Here's the code (sorry it's a bit long...). I test it using the tools gensort -a 1000000 and valsort from http://sortbenchmark.org/
def externalSort(inFileName: String, outFileName: String)
(implicit ord: Ordering[String]): Int = {
val MaxTempFiles = 1024
val TempBufferSize = 4096
val inFile = new java.io.File(inFileName)
/** Partitions input file and sorts each partition */
def partitionAndSort()(implicit ord: Ordering[String]):
List[java.io.File] = {
/** Gets block size to use */
def getBlockSize: Long = {
var blockSize = inFile.length / MaxTempFiles
val freeMem = Runtime.getRuntime().freeMemory()
if (blockSize < freeMem / 2)
blockSize = freeMem / 2
else if (blockSize >= freeMem)
System.err.println("Not enough free memory to use external sort.")
blockSize
}
/** Sorts and writes data to temp files */
def writeSorted(buf: List[String]): java.io.File = {
// Create new temp buffer
val tmp = java.io.File.createTempFile("external", "sort")
tmp.deleteOnExit()
// Sort buffer and write it out to tmp file
val out = new java.io.PrintWriter(tmp)
try {
for (l <- buf.sorted) {
out.println(l)
}
} finally {
out.close()
}
tmp
}
val blockSize = getBlockSize
var tmpFiles = List[java.io.File]()
var buf = List[String]()
var currentSize = 0
// Read input and divide into blocks
for (line <- io.Source.fromFile(inFile).getLines()) {
if (currentSize > blockSize) {
tmpFiles ::= writeSorted(buf)
buf = List[String]()
currentSize = 0
}
buf ::= line
currentSize += line.length() * 2 // 2 bytes per char
}
if (currentSize > 0) tmpFiles ::= writeSorted(buf)
tmpFiles
}
/** Merges results of sorted partitions into one output file */
def mergeSortedFiles(fs: List[java.io.File])
(implicit ord: Ordering[String]): Int = {
/** Temp file buffer for reading lines */
class TempFileBuffer(val file: java.io.File) {
private val in = new java.io.BufferedReader(
new java.io.FileReader(file), TempBufferSize)

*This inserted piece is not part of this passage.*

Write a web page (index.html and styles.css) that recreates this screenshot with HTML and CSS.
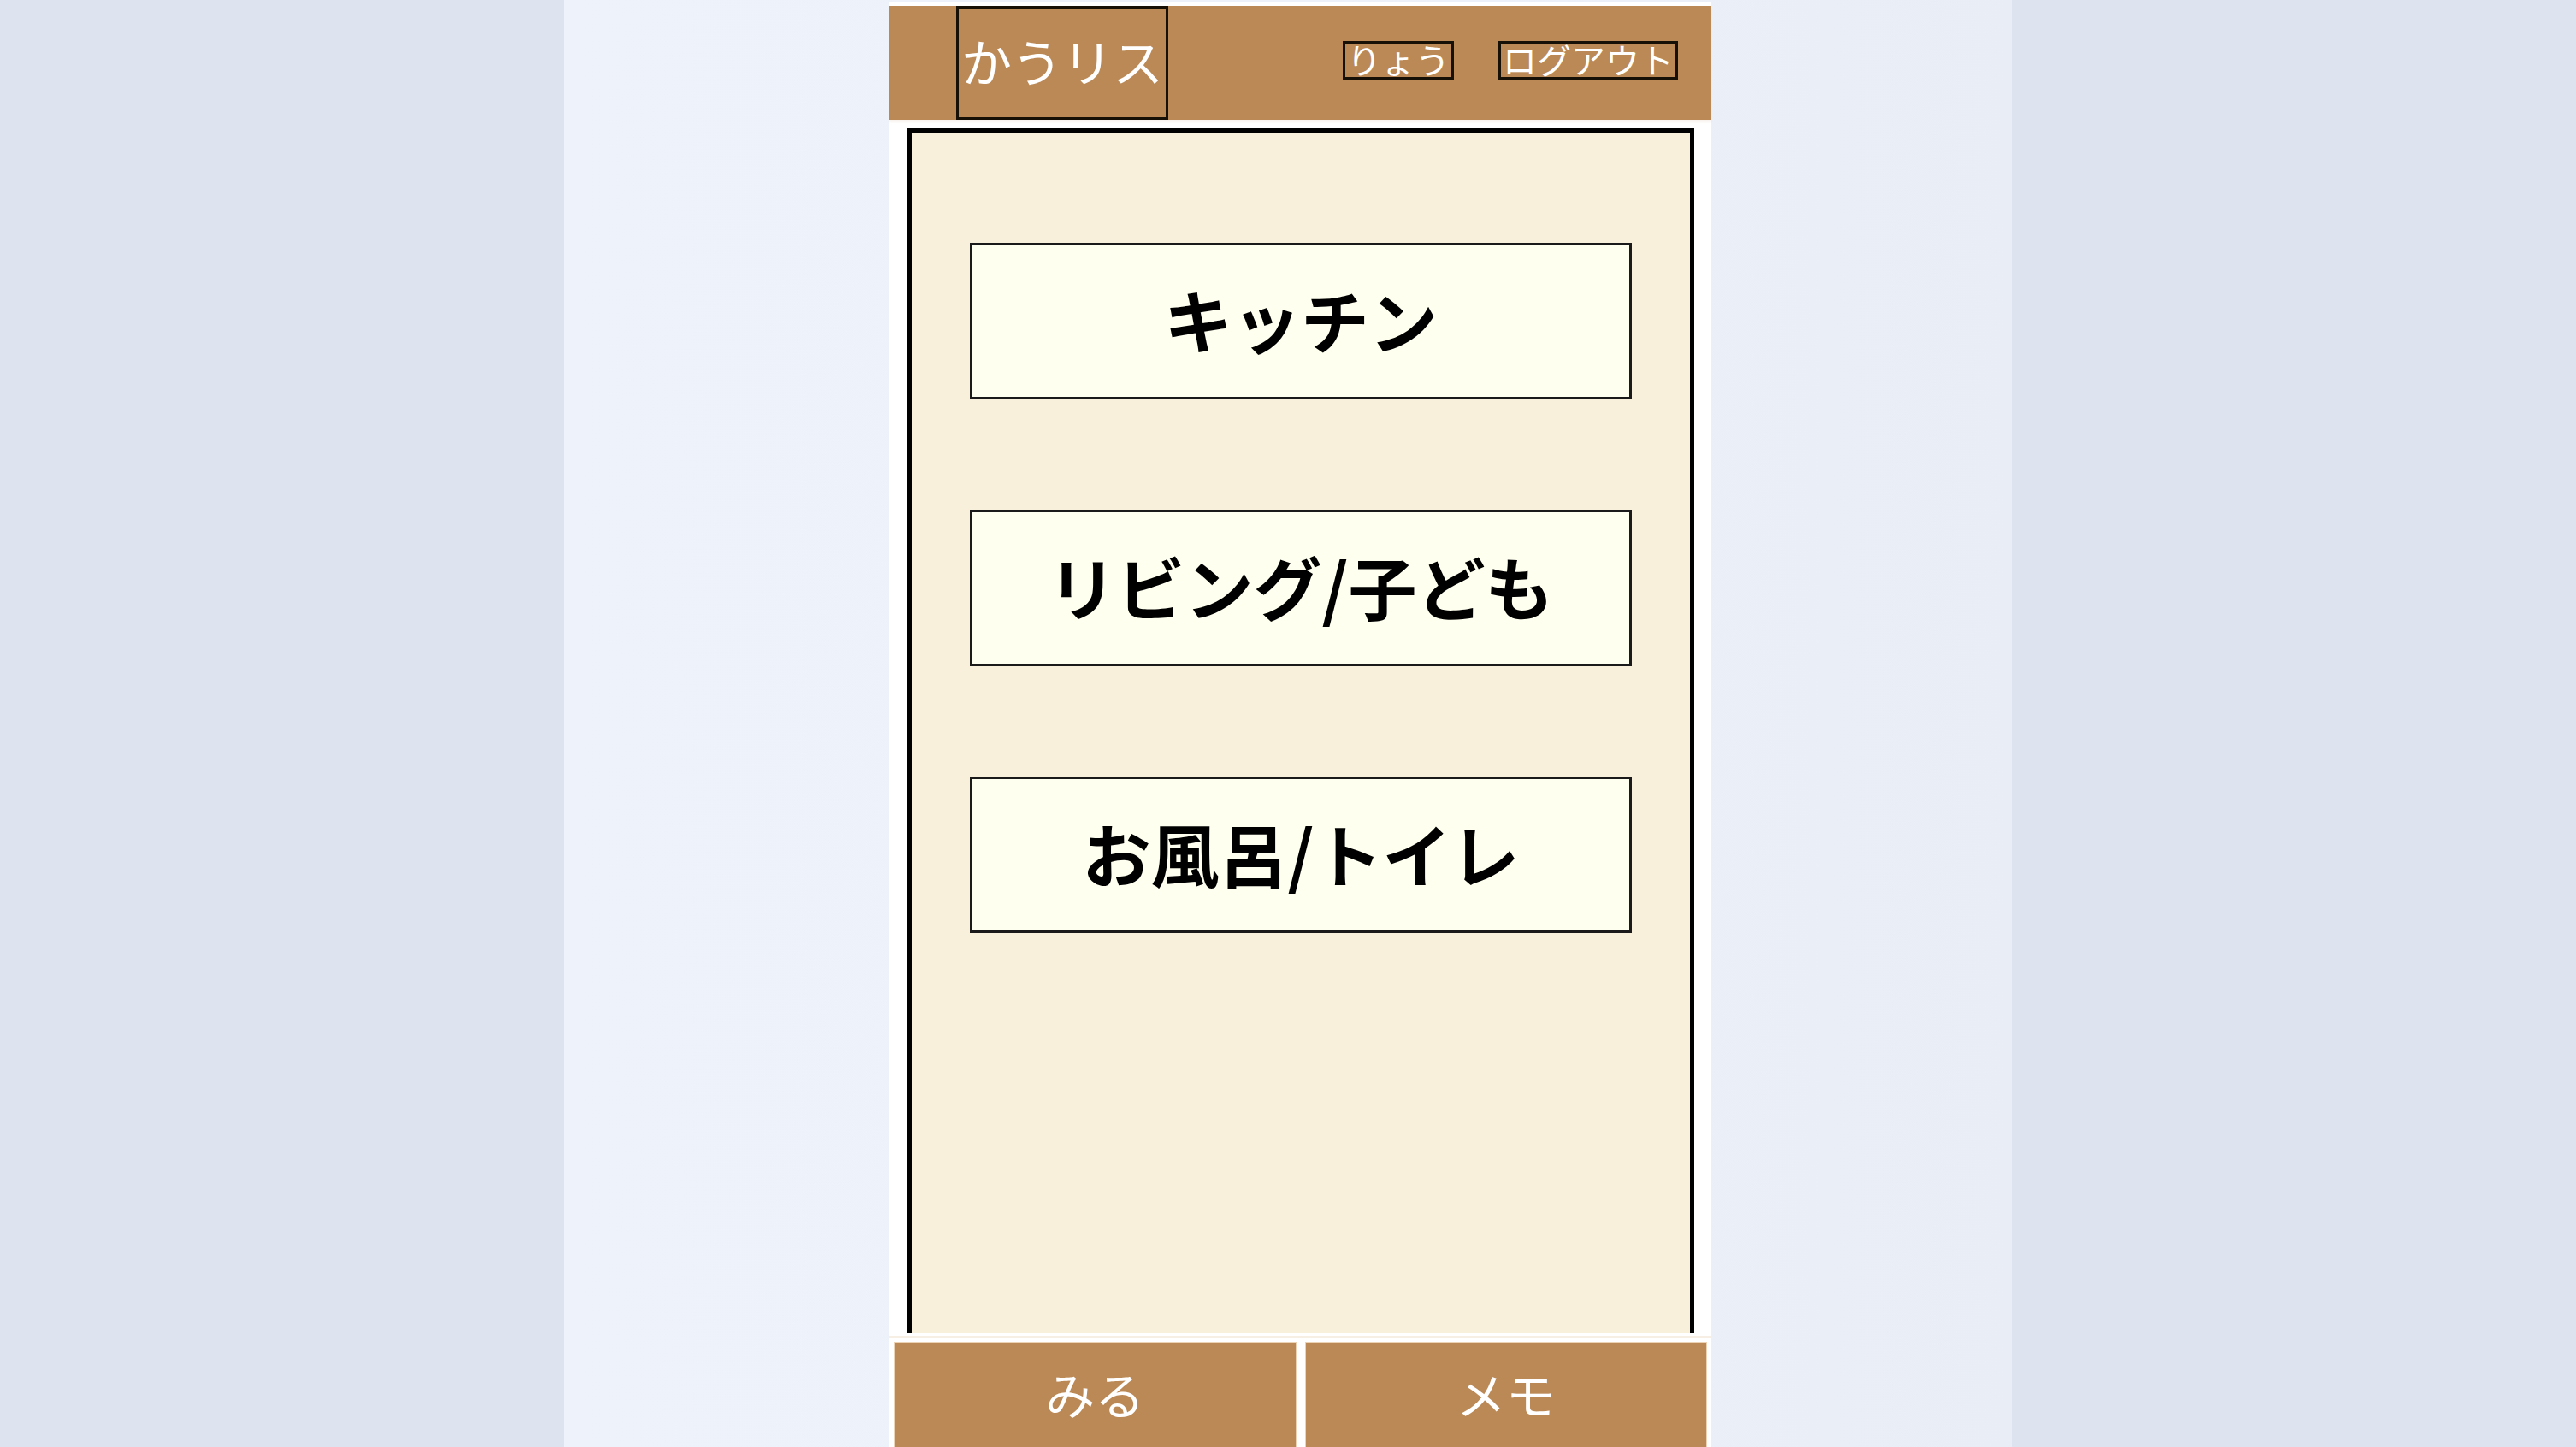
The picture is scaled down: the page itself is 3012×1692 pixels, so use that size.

private var curLine: String = ""
readNextLine() // prep first value
def currentLine = curLine
def isEmpty = curLine == null
def readNextLine() {
if (curLine == null) return
try {
curLine = in.readLine()
} catch {
case _: java.io.EOFException => curLine = null
}
if (curLine == null) in.close()
}
override protected def finalize() {
try {
in.close()
} finally {
super.finalize()
}
}
}
val wrappedOrd = new Ordering[TempFileBuffer] {
def compare(o1: TempFileBuffer, o2: TempFileBuffer): Int = {
ord.compare(o1.currentLine, o2.currentLine)
}
}
val pq = new collection.mutable.PriorityQueue[TempFileBuffer](
)(wrappedOrd)
// Init queue with item from each file
for (tmp <- fs) {
val buf = new TempFileBuffer(tmp)
if (!buf.isEmpty) pq += buf
}
var count = 0
val out = new java.io.PrintWriter(new java.io.File(outFileName))
try {
// Read each value off of queue
while (pq.size > 0) {
val buf = pq.dequeue()
out.println(buf.currentLine)
count += 1
buf.readNextLine()
if (buf.isEmpty) {
buf.file.delete() // don't need anymore
} else {
// re-add to priority queue so we can process next line
pq += buf
}
}
} finally {
out.close()
}
count
}
mergeSortedFiles(partitionAndSort())
}
My tests don't show any bugs in PriorityQueue.
import org.scalacheck._
import Prop._
object PriorityQueueProperties extends Properties("PriorityQueue") {
def listToPQ(l: List[String]): PriorityQueue[String] = {
val pq = new PriorityQueue[String]
l foreach (pq +=)
pq
}
def pqToList(pq: PriorityQueue[String]): List[String] =
if (pq.isEmpty) Nil
else { val h = pq.dequeue; h :: pqToList(pq) }
property("Enqueued elements are dequeued in reverse order") =
forAll { (l: List[String]) => l.sorted == pqToList(listToPQ(l)).reverse }
property("Adding/removing elements doesn't break sorting") =
forAll { (l: List[String], s: String) =>
(l.size > 0) ==>
((s :: l.sorted.init).sorted == {
val pq = listToPQ(l)
pq.dequeue
pq += s
pqToList(pq).reverse
})
}
}
scala> PriorityQueueProperties.check
+ PriorityQueue.Enqueued elements are dequeued in reverse order: OK, passed
100 tests.
+ PriorityQueue.Adding/removing elements doesn't break sorting: OK, passed
100 tests.
If you could somehow reduce the input enough to make a test case, it would help.
I ran it with five million inputs several times, output matched expected always. My guess from looking at your code is that your Ordering is the problem (i.e. it's giving inconsistent answers.)